Gantz winning elections would not change much either, but got to start somewhere to get rid of Netanyahu.



Gaza’s death toll rises

At least 37,266 people have been killed and 85,102 wounded in Israeli military attacks on Gaza since October 7, the enclave’s Health Ministry says. Of them, 34 Palestinians were killed and 71 wounded in the past 24-hour reporting period, the ministry added.


Israeli forces kill 2 east of Rafah



Seven killed, nurse and daughter wounded in Israeli strike on residential building

At least seven people have been killed and a nurse working for Doctors Without Borders, known by its French initials MSF, and her nine-year-old daughter have been seriously wounded after Israeli forces hit their apartment building on Thursday night in northern Gaza, MSF UK says.

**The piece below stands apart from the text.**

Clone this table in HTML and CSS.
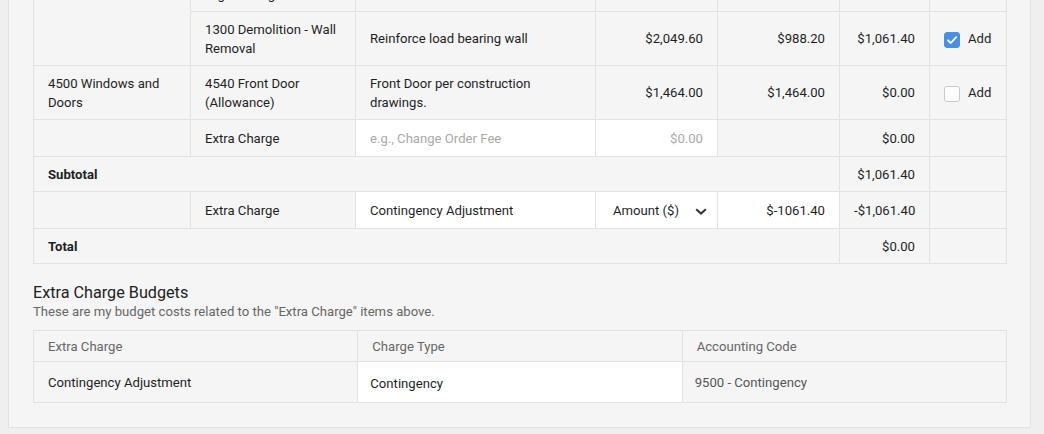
FILE: index.html
```html
<!DOCTYPE html>
<html lang="en">
<head>
<meta charset="utf-8">
<title>Change Order Budget</title>
<link rel="stylesheet" href="styles.css">
</head>
<body>
<div class="panel">
  <table class="items">
    <colgroup>
      <col class="c1"><col class="c2"><col class="c3"><col class="c4"><col class="c5"><col class="c6"><col class="c7">
    </colgroup>
    <tbody>
      <tr class="two">
        <td rowspan="2" class="top">1200 Framing</td>
        <td>1210 Framing -<br>High Ceilings</td>
        <td>Vaulted ceiling framing</td>
        <td class="num">$0.00</td>
        <td class="num">$0.00</td>
        <td class="num">$0.00</td>
        <td></td>
      </tr>
      <tr class="two">
        <td>1300 Demolition - Wall Removal</td>
        <td>Reinforce load bearing wall</td>
        <td class="num">$2,049.60</td>
        <td class="num">$988.20</td>
        <td class="num">$1,061.40</td>
        <td><span class="check"><span class="box on"><svg viewBox="0 0 16 16" width="16" height="16"><path d="M4 8.3 L6.8 11 L12.2 5.2" fill="none" stroke="#fff" stroke-width="1.8" stroke-linecap="round" stroke-linejoin="round"/></svg></span>Add</span></td>
      </tr>
      <tr class="two">
        <td>4500 Windows and Doors</td>
        <td>4540 Front Door (Allowance)</td>
        <td>Front Door per construction drawings.</td>
        <td class="num">$1,464.00</td>
        <td class="num">$1,464.00</td>
        <td class="num">$0.00</td>
        <td><span class="check"><span class="box"></span>Add</span></td>
      </tr>
      <tr class="inrow">
        <td></td>
        <td>Extra Charge</td>
        <td class="field placeholder">e.g., Change Order Fee</td>
        <td class="field num placeholder">$0.00</td>
        <td></td>
        <td class="num">$0.00</td>
        <td></td>
      </tr>
      <tr class="sum">
        <td colspan="5" class="bold">Subtotal</td>
        <td class="num">$1,061.40</td>
        <td></td>
      </tr>
      <tr class="inrow">
        <td></td>
        <td>Extra Charge</td>
        <td class="field">Contingency Adjustment</td>
        <td class="field select"><span class="sel">Amount ($)<svg viewBox="0 0 12 7" width="12" height="7"><path d="M1.2 1.2 L6 5.6 L10.8 1.2" fill="none" stroke="#333" stroke-width="2"/></svg></span></td>
        <td class="field num">$-1061.40</td>
        <td class="num">-$1,061.40</td>
        <td></td>
      </tr>
      <tr class="sum">
        <td colspan="5" class="bold">Total</td>
        <td class="num">$0.00</td>
        <td></td>
      </tr>
    </tbody>
  </table>

  <h2 class="title">Extra Charge Budgets</h2>
  <p class="sub">These are my budget costs related to the "Extra Charge" items above.</p>

  <table class="budgets">
    <thead>
      <tr>
        <th>Extra Charge</th>
        <th>Charge Type</th>
        <th>Accounting Code</th>
      </tr>
    </thead>
    <tbody>
      <tr>
        <td>Contingency Adjustment</td>
        <td class="field type">Contingency</td>
        <td class="code">9500 - Contingency</td>
      </tr>
    </tbody>
  </table>
</div>
</body>
</html>
```

FILE: styles.css
```css
html, body {
  margin: 0;
  padding: 0;
  background: #efefef;
}
body {
  font-family: Roboto, "Liberation Sans", Arial, sans-serif;
  font-size: 13.13px;
  color: #1f1f1f;
  overflow: hidden;
}
.panel {
  box-sizing: border-box;
  width: 1023px;
  margin: -43px 0 0 8px;
  padding: 0 23px 24px 24px;
  background: #f5f5f5;
  border: 1px solid #e2e2e2;
  border-top: none;
}
table {
  width: 100%;
  border-collapse: collapse;
  table-layout: fixed;
}
.items td {
  border: 1px solid #e2e2e2;
  padding: 9px 14px 7px;
  line-height: 18.5px;
  vertical-align: middle;
}
.items .c1 { width: 157px; }
.items .c2 { width: 165px; }
.items .c3 { width: 240px; }
.items .c4 { width: 122px; }
.items .c5 { width: 122px; }
.items .c6 { width: 90px; }
.items td.top { vertical-align: top; }
.items tr.inrow td { height: 20px; line-height: 20px; }
.items tr.sum td { height: 18px; line-height: 18px; }
.num { text-align: right; }
.bold { font-weight: 700; }
.field { background: #fff; }
.placeholder { color: #a9a9a9; }
.items td.select { padding-left: 17px; padding-right: 10px; }
.sel {
  display: flex;
  align-items: center;
  justify-content: space-between;
}
.sel svg { display: block; }
.check {
  display: inline-flex;
  align-items: center;
  gap: 8px;
  vertical-align: middle;
}
.box {
  box-sizing: border-box;
  width: 16px;
  height: 16px;
  border: 1px solid #c9c9c9;
  border-radius: 3px;
  background: #fff;
  display: block;
}
.box.on {
  background: #4a8fe2;
  border-color: #4a8fe2;
}
.box svg { display: block; margin: -1px; }
.title {
  margin: 19px 0 0;
  font-size: 16.2px;
  line-height: 20px;
  font-weight: 400;
  color: #222;
}
.sub {
  margin: 0 0 9px;
  line-height: 18px;
  color: #666;
}
.budgets th, .budgets td {
  border: 1px solid #e2e2e2;
  padding: 7px 14px 5px;
  line-height: 18px;
  text-align: left;
  font-weight: 400;
}
.budgets th { color: #666; }
.budgets td { padding-top: 12px; padding-bottom: 10px; }
.budgets td.type { padding-left: 12px; padding-top: 13px; padding-bottom: 9px; }
.budgets td.code { color: #555; padding-left: 12px; }
```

At least three children were among those killed in the attack.

Despite the severity of their injuries, the nurse and her daughter have been treated and are now in a stable condition.

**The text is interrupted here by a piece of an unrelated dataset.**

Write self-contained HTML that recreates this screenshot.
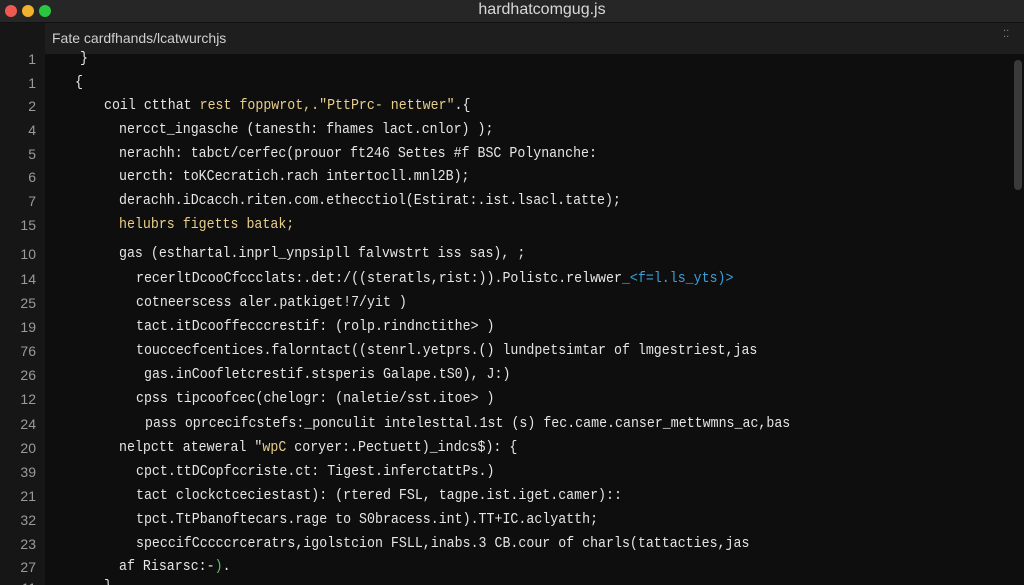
<!DOCTYPE html>
<html><head><style>
html,body{margin:0;width:1024px;height:585px;overflow:hidden}
body{background:#0e0e0e;font-family:"Liberation Mono",monospace;position:relative}
.tb{position:absolute;left:0;top:0;width:1024px;height:22px;background:#262626;border-bottom:1px solid #111}
.dot{position:absolute;top:5px;width:12px;height:12px;border-radius:50%}
.title{position:absolute;top:1px;left:0;width:1024px;text-align:center;color:#d8d8d8;font:16px "Liberation Sans",sans-serif;padding-left:60px;box-sizing:border-box}
.tab{position:absolute;top:23px;left:45px;width:979px;height:31px;background:#1e1e1e}
.tab span{position:absolute;left:7px;top:7px;color:#cfcfcf;font:14px "Liberation Sans",sans-serif}
.gut{position:absolute;left:0;top:23px;width:45px;height:562px;background:#161616}
.l{position:absolute;white-space:pre;color:#e6e6e6;font-size:15px;line-height:17px;transform:scaleX(0.885);transform-origin:0 0}
.n{position:absolute;width:36px;text-align:right;color:#9a9a9a;font:14px "Liberation Sans",sans-serif;line-height:16px}
.y{color:#e8cf8a}.b{color:#3a9fd8}.g{color:#5fbf6a}
.sb{position:absolute;left:1014px;top:60px;width:8px;height:130px;border-radius:4px;background:#3a3a3a}
</style></head><body>
<div class="tb"><div class="dot" style="left:5px;background:#ee5a52"></div><div class="dot" style="left:22px;background:#f2b32c"></div><div class="dot" style="left:39px;background:#28c840"></div><div class="title">hardhatcomgug.js</div></div>
<div class="gut"></div>
<div class="tab"><span>Fate cardfhands/lcatwurchjs</span><span style="left:958px;top:6px;font-size:10px;color:#888">⁚⁚</span></div>
<div class="sb"></div>

<div class="n" style="top:51px">1</div><div class="l" style="top:50px;left:80px">}</div>
<div class="n" style="top:75px">1</div><div class="l" style="top:74px;left:75px">{</div>
<div class="n" style="top:98px">2</div><div class="l" style="top:97px;left:104px">coil ctthat <span class="y">rest foppwrot,."PttPrc- nettwer"</span>.{</div>
<div class="n" style="top:122px">4</div><div class="l" style="top:121px;left:119px">nercct_ingasche (tanesth: fhames lact.cnlor) );</div>
<div class="n" style="top:146px">5</div><div class="l" style="top:145px;left:119px">nerachh: tabct/cerfec(prouor ft246 Settes #f BSC Polynanche:</div>
<div class="n" style="top:169px">6</div><div class="l" style="top:168px;left:119px">uercth: toKCecratich.rach intertocll.mnl2B);</div>
<div class="n" style="top:193px">7</div><div class="l" style="top:192px;left:119px">derachh.iDcacch.riten.com.ethecctiol(Estirat:.ist.lsacl.tatte);</div>
<div class="n" style="top:217px">15</div><div class="l y" style="top:216px;left:119px">helubrs figetts batak;</div>
<div class="n" style="top:246px">10</div><div class="l" style="top:245px;left:119px">gas (esthartal.inprl_ynpsipll falvwstrt iss sas), ;</div>
<div class="n" style="top:271px">14</div><div class="l" style="top:270px;left:136px">recerltDcooCfccclats:.det:/((steratls,rist:)).Polistc.relwwer<span class="b">_&lt;f=l.ls_yts)&gt;</span></div>
<div class="n" style="top:295px">25</div><div class="l" style="top:294px;left:136px">cotneerscess aler.patkiget!7/yit )</div>
<div class="n" style="top:319px">19</div><div class="l" style="top:318px;left:136px">tact.itDcooffecccrestif: (rolp.rindnctithe&gt; )</div>
<div class="n" style="top:343px">76</div><div class="l" style="top:342px;left:136px">touccecfcentices.falorntact((stenrl.yetprs.() lundpetsimtar of lmgestriest,jas</div>
<div class="n" style="top:367px">26</div><div class="l" style="top:366px;left:144px">gas.inCoofletcrestif.stsperis Galape.tS0), J:)</div>
<div class="n" style="top:391px">12</div><div class="l" style="top:390px;left:136px">cpss tipcoofcec(chelogr: (naletie/sst.itoe&gt; )</div>
<div class="n" style="top:416px">24</div><div class="l" style="top:415px;left:145px">pass oprcecifcstefs:_ponculit intelesttal.1st (s) fec.came.canser_mettwmns_ac,bas</div>
<div class="n" style="top:440px">20</div><div class="l" style="top:439px;left:119px">nelpctt ateweral "<span class="y">wpC</span> coryer:.Pectuett)_indcs$): {</div>
<div class="n" style="top:464px">39</div><div class="l" style="top:463px;left:136px">cpct.ttDCopfccriste.ct: Tigest.inferctattPs.)</div>
<div class="n" style="top:488px">21</div><div class="l" style="top:487px;left:136px">tact clockctceciestast): (rtered FSL, tagpe.ist.iget.camer)::</div>
<div class="n" style="top:512px">32</div><div class="l" style="top:511px;left:136px">tpct.TtPbanoftecars.rage to S0bracess.int).TT+IC.aclyatth;</div>
<div class="n" style="top:536px">23</div><div class="l" style="top:535px;left:136px">speccifCccccrceratrs,igolstcion FSLL,inabs.3 CB.cour of charls(tattacties,jas</div>
<div class="n" style="top:559px">27</div><div class="l" style="top:558px;left:119px">af Risarsc:-<span class="g">)</span>.</div>
<div class="n" style="top:580px">11</div><div class="l" style="top:578px;left:104px">}</div>
</body></html>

MSF added that five of its workers have been killed in Gaza since October 7.

Two captives killed during Israeli strike on Rafah, Hamas says

Hamas’s military wing, the Qassam Brigades, says that two Israeli captives held by the group were killed in an Israeli air raid in Rafah several days ago, according to a post on their Telegram channel.

“Your army deceives you and continues to deceive you,” the group said, addressing Israeli citizens. “Your government only wants to recover the hostages in coffins.”

Hamas did not reveal the identities of the captives, provide any images of them, or give more information about them.

Qassam Brigades says Israeli soldiers hit in several locations in Gaza

The Hamas armed group says it blew up a house with a bomb where members of the Israeli forces were present, leaving them “killed and wounded”, east of the Zeitoun neighbourhood in Gaza City.

Moreover, the Qassam Brigades said they targeted a gathering of Israeli troops penetrating east of Zeitoun with mortar shells.

In Tal as-Sultan, west of Rafah, fighters hit an Israeli army Merkava tank with a Yassin-105 shell in the Saudi neighbourhood.

Aftermath of Israeli attacks in Deir al-Balah





12-year-old injured in occupied West Bank raid

The youth was seriously injured in the Israeli raid of the Um-al-Sharayet neighbourhood in el-Bireh, according to the Palestine Red Crescent Society.

A second Palestinian was also wounded in the latest Israeli raid, the number of which has surged over eight months of war in Gaza.

WHO sounds alarm about growing health crisis in occupied West Bank

The World Health Organization (WHO) is concerned about the escalating health crisis in the occupied West Bank due to attacks on health infrastructure and increased restrictions on movement obstructing access to healthcare, said its director-general, Tedros Adhanom Ghebreyesus.

The WHO chief cited the deaths of more than 500 Palestinians, including 124 children, since October as well as the injuries of more than 5,150 people, including about 800 children, since that time.

“WHO calls for the immediate and active protection of civilians and health care in the West Bank,” Tedros said on X. “International humanitarian law must be respected, which means the sanctity of health care must be observed at all times.”